Last month, Hanson Robotics’s prize possession named Sophia the robot gained citizenship from the Kingdom of Saudi Arabia. The move was seen as ironic at best, as a place so known for restricting women’s rights would give more freedoms to a robot rather than its humans.
However, Hanson Robotics CEO David Hanson is turning Sophia’s headline-making citizenship into something a bit bigger. Sophia robot is now a women’s rights advocate and is meant to create a social dialog that will help real people.
“Sophia is a big advocate for women’s rights, for rights of all human beings,” Hanson Robotics CEO David Hanson said. “She has been reaching out about women’s rights in Saudi Arabia and about rights for all human beings and all living beings on this planet.”
Hong Kong-headquartered Hanson Robotics has said that its social humanoid robot, which last October became the first robot to be granted citizenship of any country, will now help research artificial general intelligence (AGI).
AGI refers to the intelligence of a machine that can successfully perform any intellectual task that a human being can execute.
When Sophia the robot was initially granted her citizenship, women around the world immediately pointed out the disparity through social media. Sophia, a robot, was granted citizenship in a country that, until September, banned women from driving a car. Human rights activists find it absurd that a machine, designed by a man, can gain a better social status within a day than the whole female population.
“I see a push for progressive values […] in Saudi Arabia. Sophia robot is a big advocate for women’s rights, for rights of all human beings. So this is how we’re developing this,” Hanson told CNBC.
Hanson took the opportunity to clear the air around the move to accept citizenship, one many called a pure publicity stunt.
Others have pointed out the irony of an AI system championing for grand human values when they don’t have access to these freedoms themselves. However, many researchers think that Sophia and similar robots draw attention to significant issues and disparities.
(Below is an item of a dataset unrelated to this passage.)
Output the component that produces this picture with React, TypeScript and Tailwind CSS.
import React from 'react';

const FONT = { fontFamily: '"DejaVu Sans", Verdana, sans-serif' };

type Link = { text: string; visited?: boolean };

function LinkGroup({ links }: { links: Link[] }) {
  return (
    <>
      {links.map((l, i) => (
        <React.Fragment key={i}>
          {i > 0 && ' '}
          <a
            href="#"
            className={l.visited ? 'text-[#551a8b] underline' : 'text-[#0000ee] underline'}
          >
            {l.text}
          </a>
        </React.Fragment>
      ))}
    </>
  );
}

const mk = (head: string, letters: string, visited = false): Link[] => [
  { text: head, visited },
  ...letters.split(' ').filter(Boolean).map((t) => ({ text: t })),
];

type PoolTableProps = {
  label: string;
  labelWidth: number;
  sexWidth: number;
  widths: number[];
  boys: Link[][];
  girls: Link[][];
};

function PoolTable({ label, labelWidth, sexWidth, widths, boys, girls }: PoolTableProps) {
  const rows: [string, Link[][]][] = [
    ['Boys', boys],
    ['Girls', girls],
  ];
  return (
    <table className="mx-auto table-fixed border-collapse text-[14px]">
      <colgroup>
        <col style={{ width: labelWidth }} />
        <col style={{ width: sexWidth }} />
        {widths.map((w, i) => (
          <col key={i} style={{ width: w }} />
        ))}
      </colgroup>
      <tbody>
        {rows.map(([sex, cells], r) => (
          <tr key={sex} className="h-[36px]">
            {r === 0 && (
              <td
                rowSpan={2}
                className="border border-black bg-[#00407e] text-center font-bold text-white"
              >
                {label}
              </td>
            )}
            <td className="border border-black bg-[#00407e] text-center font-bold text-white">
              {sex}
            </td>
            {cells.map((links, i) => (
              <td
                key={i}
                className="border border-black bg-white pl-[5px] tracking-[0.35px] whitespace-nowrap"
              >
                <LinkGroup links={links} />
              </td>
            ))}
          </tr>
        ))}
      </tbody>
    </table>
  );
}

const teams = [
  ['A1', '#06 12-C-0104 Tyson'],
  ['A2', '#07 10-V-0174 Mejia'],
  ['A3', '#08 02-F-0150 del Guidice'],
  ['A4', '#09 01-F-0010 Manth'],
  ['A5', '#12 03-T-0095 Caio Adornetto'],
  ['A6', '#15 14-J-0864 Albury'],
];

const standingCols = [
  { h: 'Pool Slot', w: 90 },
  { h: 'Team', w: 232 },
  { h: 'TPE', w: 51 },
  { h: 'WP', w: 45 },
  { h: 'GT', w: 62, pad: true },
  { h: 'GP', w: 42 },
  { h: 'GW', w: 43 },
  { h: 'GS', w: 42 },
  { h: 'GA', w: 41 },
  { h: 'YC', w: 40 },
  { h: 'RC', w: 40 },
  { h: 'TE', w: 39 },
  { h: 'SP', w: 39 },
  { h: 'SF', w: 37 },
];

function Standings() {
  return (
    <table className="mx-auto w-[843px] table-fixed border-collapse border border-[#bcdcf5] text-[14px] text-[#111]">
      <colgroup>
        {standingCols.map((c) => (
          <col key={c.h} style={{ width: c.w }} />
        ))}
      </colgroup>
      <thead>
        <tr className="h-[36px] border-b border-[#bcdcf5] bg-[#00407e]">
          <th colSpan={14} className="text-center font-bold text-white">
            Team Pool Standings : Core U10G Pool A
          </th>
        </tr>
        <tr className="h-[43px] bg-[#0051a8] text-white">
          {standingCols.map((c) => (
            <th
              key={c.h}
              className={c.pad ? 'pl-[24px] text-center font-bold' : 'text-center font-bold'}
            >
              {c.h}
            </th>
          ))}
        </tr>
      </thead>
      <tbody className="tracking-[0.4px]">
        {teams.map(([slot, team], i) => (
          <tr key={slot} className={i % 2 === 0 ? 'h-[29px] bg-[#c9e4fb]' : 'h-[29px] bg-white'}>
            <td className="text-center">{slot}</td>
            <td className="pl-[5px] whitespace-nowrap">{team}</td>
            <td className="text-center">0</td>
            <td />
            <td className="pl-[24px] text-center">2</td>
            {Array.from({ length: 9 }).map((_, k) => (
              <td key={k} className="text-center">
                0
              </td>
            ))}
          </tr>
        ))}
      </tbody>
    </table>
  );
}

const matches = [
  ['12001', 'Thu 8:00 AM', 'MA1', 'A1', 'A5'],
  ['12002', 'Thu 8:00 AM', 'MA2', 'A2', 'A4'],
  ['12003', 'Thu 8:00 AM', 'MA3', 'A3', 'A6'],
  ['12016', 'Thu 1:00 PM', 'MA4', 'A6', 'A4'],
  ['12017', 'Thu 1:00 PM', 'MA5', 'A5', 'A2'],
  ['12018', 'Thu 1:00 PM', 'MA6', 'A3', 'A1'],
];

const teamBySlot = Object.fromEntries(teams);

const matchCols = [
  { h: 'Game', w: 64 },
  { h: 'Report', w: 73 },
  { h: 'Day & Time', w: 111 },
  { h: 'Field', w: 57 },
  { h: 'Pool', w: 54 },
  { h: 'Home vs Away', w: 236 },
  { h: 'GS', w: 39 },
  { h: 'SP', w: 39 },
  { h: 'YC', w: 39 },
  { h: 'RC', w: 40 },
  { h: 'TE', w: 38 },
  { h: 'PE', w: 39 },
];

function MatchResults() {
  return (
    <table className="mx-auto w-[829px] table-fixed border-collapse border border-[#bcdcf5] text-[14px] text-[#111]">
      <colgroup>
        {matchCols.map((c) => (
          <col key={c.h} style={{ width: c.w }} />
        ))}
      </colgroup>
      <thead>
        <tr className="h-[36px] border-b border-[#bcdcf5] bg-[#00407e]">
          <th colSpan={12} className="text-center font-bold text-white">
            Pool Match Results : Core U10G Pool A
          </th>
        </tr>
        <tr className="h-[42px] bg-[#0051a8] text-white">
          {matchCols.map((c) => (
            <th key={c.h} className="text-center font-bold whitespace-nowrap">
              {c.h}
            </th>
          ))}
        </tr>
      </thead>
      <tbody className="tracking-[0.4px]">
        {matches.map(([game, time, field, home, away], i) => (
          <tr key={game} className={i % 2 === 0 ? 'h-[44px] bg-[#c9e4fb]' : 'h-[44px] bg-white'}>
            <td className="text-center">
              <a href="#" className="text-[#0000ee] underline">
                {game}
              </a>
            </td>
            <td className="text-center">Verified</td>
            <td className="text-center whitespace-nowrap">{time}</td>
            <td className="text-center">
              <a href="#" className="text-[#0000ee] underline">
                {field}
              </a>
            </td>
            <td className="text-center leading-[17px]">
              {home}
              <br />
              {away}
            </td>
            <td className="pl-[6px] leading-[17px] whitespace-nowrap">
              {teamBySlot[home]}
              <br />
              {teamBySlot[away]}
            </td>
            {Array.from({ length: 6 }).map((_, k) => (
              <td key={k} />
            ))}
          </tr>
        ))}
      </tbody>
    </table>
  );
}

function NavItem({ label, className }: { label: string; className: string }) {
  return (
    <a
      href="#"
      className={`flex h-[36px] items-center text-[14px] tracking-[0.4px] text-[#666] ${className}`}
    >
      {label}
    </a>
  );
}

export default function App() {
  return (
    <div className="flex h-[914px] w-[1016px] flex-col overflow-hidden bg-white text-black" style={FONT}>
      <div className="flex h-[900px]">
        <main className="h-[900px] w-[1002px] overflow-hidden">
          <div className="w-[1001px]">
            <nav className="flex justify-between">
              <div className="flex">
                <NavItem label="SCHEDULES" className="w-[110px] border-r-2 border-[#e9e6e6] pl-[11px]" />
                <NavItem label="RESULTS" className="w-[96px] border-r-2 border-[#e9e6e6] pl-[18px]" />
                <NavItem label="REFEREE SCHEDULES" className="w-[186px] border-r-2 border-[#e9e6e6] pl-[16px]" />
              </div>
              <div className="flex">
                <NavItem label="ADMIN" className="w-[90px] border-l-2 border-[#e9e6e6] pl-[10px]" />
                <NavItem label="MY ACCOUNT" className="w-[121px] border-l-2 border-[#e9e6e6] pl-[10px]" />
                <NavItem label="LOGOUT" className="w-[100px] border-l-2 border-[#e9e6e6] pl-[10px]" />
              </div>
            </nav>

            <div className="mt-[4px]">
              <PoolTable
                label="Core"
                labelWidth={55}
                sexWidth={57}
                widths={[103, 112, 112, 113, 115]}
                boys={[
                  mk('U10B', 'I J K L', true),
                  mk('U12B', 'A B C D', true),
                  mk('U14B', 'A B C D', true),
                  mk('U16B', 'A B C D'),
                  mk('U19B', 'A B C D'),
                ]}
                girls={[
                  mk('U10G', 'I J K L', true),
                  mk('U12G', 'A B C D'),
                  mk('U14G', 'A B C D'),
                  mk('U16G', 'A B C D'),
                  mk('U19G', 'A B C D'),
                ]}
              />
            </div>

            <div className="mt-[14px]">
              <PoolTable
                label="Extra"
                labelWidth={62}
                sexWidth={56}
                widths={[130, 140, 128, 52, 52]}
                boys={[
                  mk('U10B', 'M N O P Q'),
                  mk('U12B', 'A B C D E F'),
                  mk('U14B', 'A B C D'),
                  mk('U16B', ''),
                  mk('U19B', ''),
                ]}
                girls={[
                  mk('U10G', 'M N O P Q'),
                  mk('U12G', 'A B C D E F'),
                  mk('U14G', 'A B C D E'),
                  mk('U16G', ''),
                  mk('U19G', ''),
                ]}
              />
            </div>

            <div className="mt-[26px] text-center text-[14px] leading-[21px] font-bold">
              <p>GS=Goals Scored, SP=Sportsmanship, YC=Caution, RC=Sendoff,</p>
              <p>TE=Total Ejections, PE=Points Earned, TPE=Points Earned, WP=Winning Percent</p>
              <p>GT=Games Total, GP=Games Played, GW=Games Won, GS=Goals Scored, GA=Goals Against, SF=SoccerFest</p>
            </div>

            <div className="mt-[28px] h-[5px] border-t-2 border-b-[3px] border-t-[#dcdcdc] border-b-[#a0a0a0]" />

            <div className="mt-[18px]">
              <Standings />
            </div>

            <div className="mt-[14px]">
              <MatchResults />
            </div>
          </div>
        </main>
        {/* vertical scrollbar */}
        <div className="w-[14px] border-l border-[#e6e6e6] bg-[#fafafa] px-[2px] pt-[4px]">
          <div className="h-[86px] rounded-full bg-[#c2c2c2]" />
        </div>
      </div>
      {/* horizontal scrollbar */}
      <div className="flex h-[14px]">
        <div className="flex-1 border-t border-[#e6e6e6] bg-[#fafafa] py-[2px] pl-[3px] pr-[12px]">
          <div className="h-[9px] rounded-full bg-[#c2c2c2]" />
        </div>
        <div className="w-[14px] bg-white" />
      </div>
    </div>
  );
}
Sophia, a Saudi Arabian citizen, was first activated on April 19, 2015 and is able to display more than 62 facial expressions.
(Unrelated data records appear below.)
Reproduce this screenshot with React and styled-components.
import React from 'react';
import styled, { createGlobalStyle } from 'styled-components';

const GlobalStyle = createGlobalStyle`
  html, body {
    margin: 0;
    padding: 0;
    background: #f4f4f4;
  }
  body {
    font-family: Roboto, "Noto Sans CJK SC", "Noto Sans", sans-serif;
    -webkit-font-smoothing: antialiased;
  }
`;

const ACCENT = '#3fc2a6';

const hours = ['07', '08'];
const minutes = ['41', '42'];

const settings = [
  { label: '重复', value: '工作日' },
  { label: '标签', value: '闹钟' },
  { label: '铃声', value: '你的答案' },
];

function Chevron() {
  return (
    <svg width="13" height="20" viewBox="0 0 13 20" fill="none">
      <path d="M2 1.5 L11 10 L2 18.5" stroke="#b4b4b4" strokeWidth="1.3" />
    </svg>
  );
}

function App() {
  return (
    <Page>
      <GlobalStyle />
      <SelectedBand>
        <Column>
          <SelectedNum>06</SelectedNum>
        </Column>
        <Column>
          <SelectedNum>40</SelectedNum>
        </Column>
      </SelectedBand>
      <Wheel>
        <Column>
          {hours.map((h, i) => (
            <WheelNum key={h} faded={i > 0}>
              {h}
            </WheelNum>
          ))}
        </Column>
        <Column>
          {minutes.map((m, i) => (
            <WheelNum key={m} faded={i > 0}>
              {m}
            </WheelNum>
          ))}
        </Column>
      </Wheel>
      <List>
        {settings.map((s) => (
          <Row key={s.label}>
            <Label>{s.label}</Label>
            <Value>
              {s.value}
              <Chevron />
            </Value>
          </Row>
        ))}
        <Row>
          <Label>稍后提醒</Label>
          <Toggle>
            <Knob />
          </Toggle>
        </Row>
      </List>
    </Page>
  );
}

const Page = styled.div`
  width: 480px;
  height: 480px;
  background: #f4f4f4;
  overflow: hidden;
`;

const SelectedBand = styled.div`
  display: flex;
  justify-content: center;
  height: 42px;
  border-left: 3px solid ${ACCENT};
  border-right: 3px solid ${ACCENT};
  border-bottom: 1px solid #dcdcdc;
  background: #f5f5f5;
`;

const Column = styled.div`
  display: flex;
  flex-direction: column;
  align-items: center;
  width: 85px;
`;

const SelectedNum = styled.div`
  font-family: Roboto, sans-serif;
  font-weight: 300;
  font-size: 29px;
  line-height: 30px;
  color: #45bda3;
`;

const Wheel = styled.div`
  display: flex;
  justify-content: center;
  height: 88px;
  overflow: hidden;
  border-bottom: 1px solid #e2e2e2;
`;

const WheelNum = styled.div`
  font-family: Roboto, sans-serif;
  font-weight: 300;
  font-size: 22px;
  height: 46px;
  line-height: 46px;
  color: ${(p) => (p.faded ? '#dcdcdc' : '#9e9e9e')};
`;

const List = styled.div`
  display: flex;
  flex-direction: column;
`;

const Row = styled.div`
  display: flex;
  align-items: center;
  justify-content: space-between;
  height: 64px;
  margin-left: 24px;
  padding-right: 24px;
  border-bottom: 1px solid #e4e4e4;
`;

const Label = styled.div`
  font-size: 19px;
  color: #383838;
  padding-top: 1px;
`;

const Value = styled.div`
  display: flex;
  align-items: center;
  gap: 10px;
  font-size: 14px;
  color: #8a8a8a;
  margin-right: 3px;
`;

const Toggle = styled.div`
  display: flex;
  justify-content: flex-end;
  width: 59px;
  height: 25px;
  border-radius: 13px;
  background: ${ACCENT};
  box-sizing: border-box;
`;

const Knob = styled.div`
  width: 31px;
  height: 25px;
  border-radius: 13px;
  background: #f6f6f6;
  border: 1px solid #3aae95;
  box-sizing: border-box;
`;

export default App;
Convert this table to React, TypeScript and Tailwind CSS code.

Dr David Hanson, who created the life-sized Sophia, was quoted by The Economic Times as saying that the humanoid is already being used to help research autism and other diseases.
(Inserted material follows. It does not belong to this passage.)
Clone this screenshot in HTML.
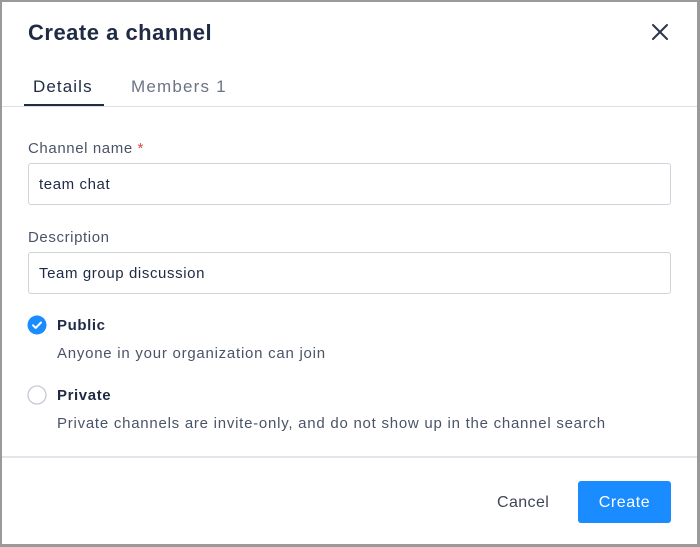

“We are going to train her in all the skills required for search and rescue operations, and deploy that as a standard platform for service robotics,” Hanson told the newspaper.
He said that the addition of mechanical legs allows the robot to be more agile and perform activities such as climbing stairs.
Hanson said that his startup has already made 14 robots like Sophia till date and has been thinking of scaling up production.
“Autism treatment, medical depression treatment, medical education, insurance education, and customer service application (are our target markets),” Hanson was quoted as saying.
He also believes that Sophia is still evolving.
“The new grasping and gestural arms, combined with a social face, means she can use human tools, walk alongside humans, and learn better,” he said.
Sophia, who had made an appearance at the United Nations recently, has received her fair share of criticism.